Rep. Tauscher, a member of the House Armed Services Committee, surely knows that this could be seen as an abuse of authority by the Commander-in-Chief. Members of the Joint Chiefs are obligated to answer questions from members of Congress truthfully; it would be out of line to pressure uniformed leaders to endorse in advance any type of controversial legislation.
This would be especially wrong in the case of a bill that, according to the annual Military Times Poll, active-duty troops consistently have opposed strongly for four years in a row.
The article also suggests that Tauscher wants to establish some sort of commission to "study" the issue, headed by former Chairman of the Joint Chiefs, Army General Colin Powell. In the same interview she described this cause as the next big "civil rights" issue. Rep.
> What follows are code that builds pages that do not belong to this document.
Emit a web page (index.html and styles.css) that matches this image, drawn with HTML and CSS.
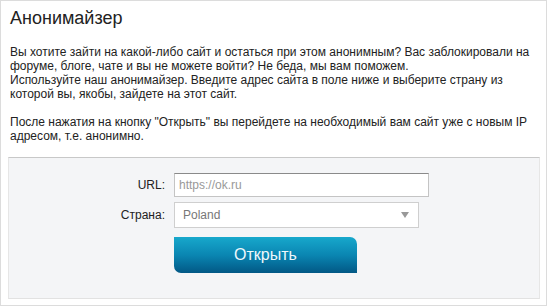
FILE: index.html
```html
<!DOCTYPE html>
<html lang="ru">
<head>
<meta charset="utf-8">
<title>Анонимайзер</title>
<link rel="stylesheet" href="styles.css">
</head>
<body>
<div class="frame">
  <h1 class="title">Анонимайзер</h1>
  <div class="intro">
    Вы хотите зайти на какой-либо сайт и остаться при этом анонимным? Вас заблокировали на форуме, блоге, чате и вы не можете войти? Не беда, мы вам поможем.<br>
    Используйте наш анонимайзер. Введите адрес сайта в поле ниже и выберите страну из которой вы, якобы, зайдете на этот сайт.<br><br>
    После нажатия на кнопку "Открыть" вы перейдете на необходимый вам сайт уже с новым IP адресом, т.е. анонимно.
  </div>
  <form class="panel">
    <div class="row">
      <label class="label" for="url">URL:</label>
      <input class="input" id="url" type="text" placeholder="https://ok.ru">
    </div>
    <div class="row">
      <label class="label">Страна:</label>
      <div class="select">
        <span class="select-value">Poland</span>
        <span class="select-arrow"></span>
      </div>
    </div>
    <div class="row row-btn">
      <span class="label"></span>
      <button class="btn" type="button">Открыть</button>
    </div>
  </form>
</div>
</body>
</html>
```
FILE: styles.css
```css
html, body {
  margin: 0;
  padding: 0;
  background: #fff;
}
body {
  font-family: "Liberation Sans", Arial, sans-serif;
  color: #222;
}
.frame {
  box-sizing: border-box;
  width: 547px;
  height: 306px;
  border: 1px solid #dcdcdc;
  padding: 6px 7px 0 7px;
}
.title {
  margin: 0 0 0 2px;
  font-size: 18px;
  font-weight: normal;
  line-height: 22px;
  color: #222;
}
.intro {
  margin: 16px 0 0 2px;
  font-size: 12px;
  line-height: 14px;
  color: #222;
}
.panel {
  margin-top: 14px;
  height: 142px;
  box-sizing: border-box;
  width: 532px;
  background: #f4f5f7;
  border-top: 1px solid #c8c8c8;
  border-left: 1px solid #e6e6e6;
  border-right: 1px solid #e6e6e6;
  border-bottom: 1px solid #e2e2e2;
  padding-top: 15px;
}
.row {
  display: flex;
  align-items: center;
  margin-bottom: 5px;
}
.label {
  width: 156px;
  text-align: right;
  font-size: 12px;
  color: #222;
  margin-right: 9px;
}
.input {
  box-sizing: border-box;
  width: 255px;
  height: 24px;
  border: 1px solid #c4c4c4;
  border-top-color: #8a8a8a;
  background: #fff;
  padding: 0 4px;
  font-family: "Liberation Sans", Arial, sans-serif;
  font-size: 12px;
  outline: none;
}
.input::placeholder {
  color: #999;
}
.select {
  box-sizing: border-box;
  width: 245px;
  height: 26px;
  border: 1px solid #cfcfcf;
  background: #fff;
  display: flex;
  align-items: center;
  justify-content: space-between;
  padding: 0 9px 0 8px;
}
.select-value {
  font-size: 12px;
  color: #777;
}
.select-arrow {
  width: 0;
  height: 0;
  border-left: 4px solid transparent;
  border-right: 4px solid transparent;
  border-top: 6px solid #999;
}
.row-btn {
  margin-top: 9px;
}
.btn {
  width: 183px;
  height: 36px;
  border: none;
  border-radius: 0 7px 0 7px;
  background: linear-gradient(to bottom, #17a8cc 0%, #0a86b2 50%, #025885 100%);
  color: #eef8fc;
  font-family: "Liberation Sans", Arial, sans-serif;
  font-size: 16px;
  padding: 0;
  cursor: pointer;
}
```
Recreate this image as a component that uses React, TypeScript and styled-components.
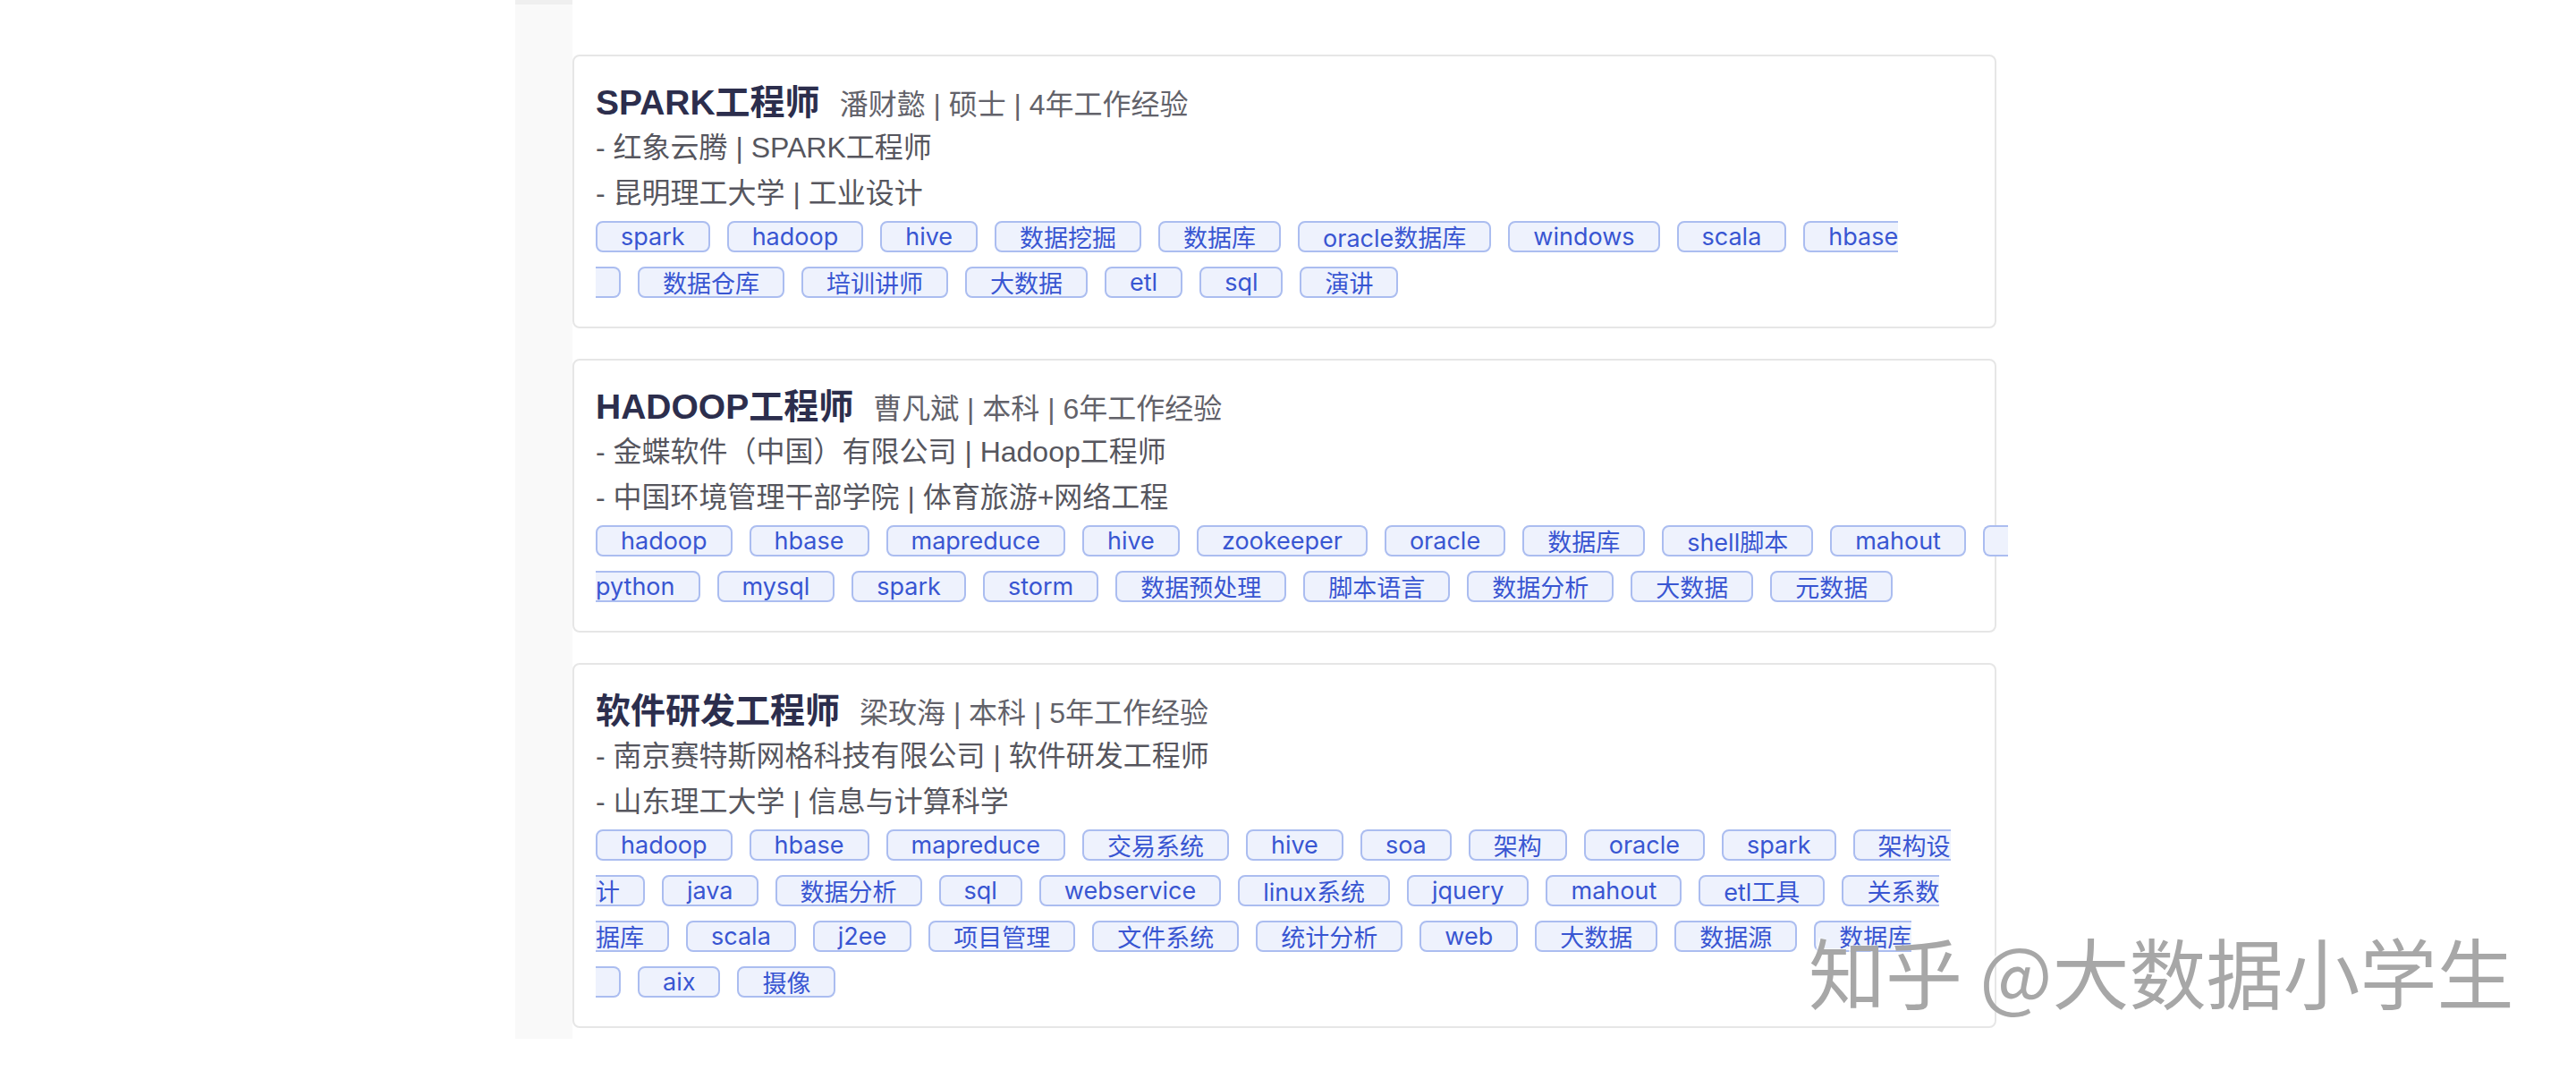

Tauscher keeps forgetting that the 1993 law is about conduct-not individual rights.
Tauscher also should know, as Elaine Donnelly wrote in a National Review Online article titled "Where is Colin Powell on Military/Social Issues?," that General Powell famously dismissed the civil rights issue long ago.
General Powell has made a few comments suggesting that "Don't Ask, Don't Tell" should be reviewed. (CMR agrees-President Bill Clinton never should have imposed that administrative policy on the military in the first place, and his successor, George W. Bush, should have dropped Clinton's inconsistent "Don't Ask, Don't Tell" regulations long ago.)
But that is a far cry from the unsupported assumption that Colin Powell is ready to impose the full gay agenda on the military, or that he would allow his good name to be used to lend credibility to advance the agenda of an assembly of gay activist groups who want to use the military for their own purposes.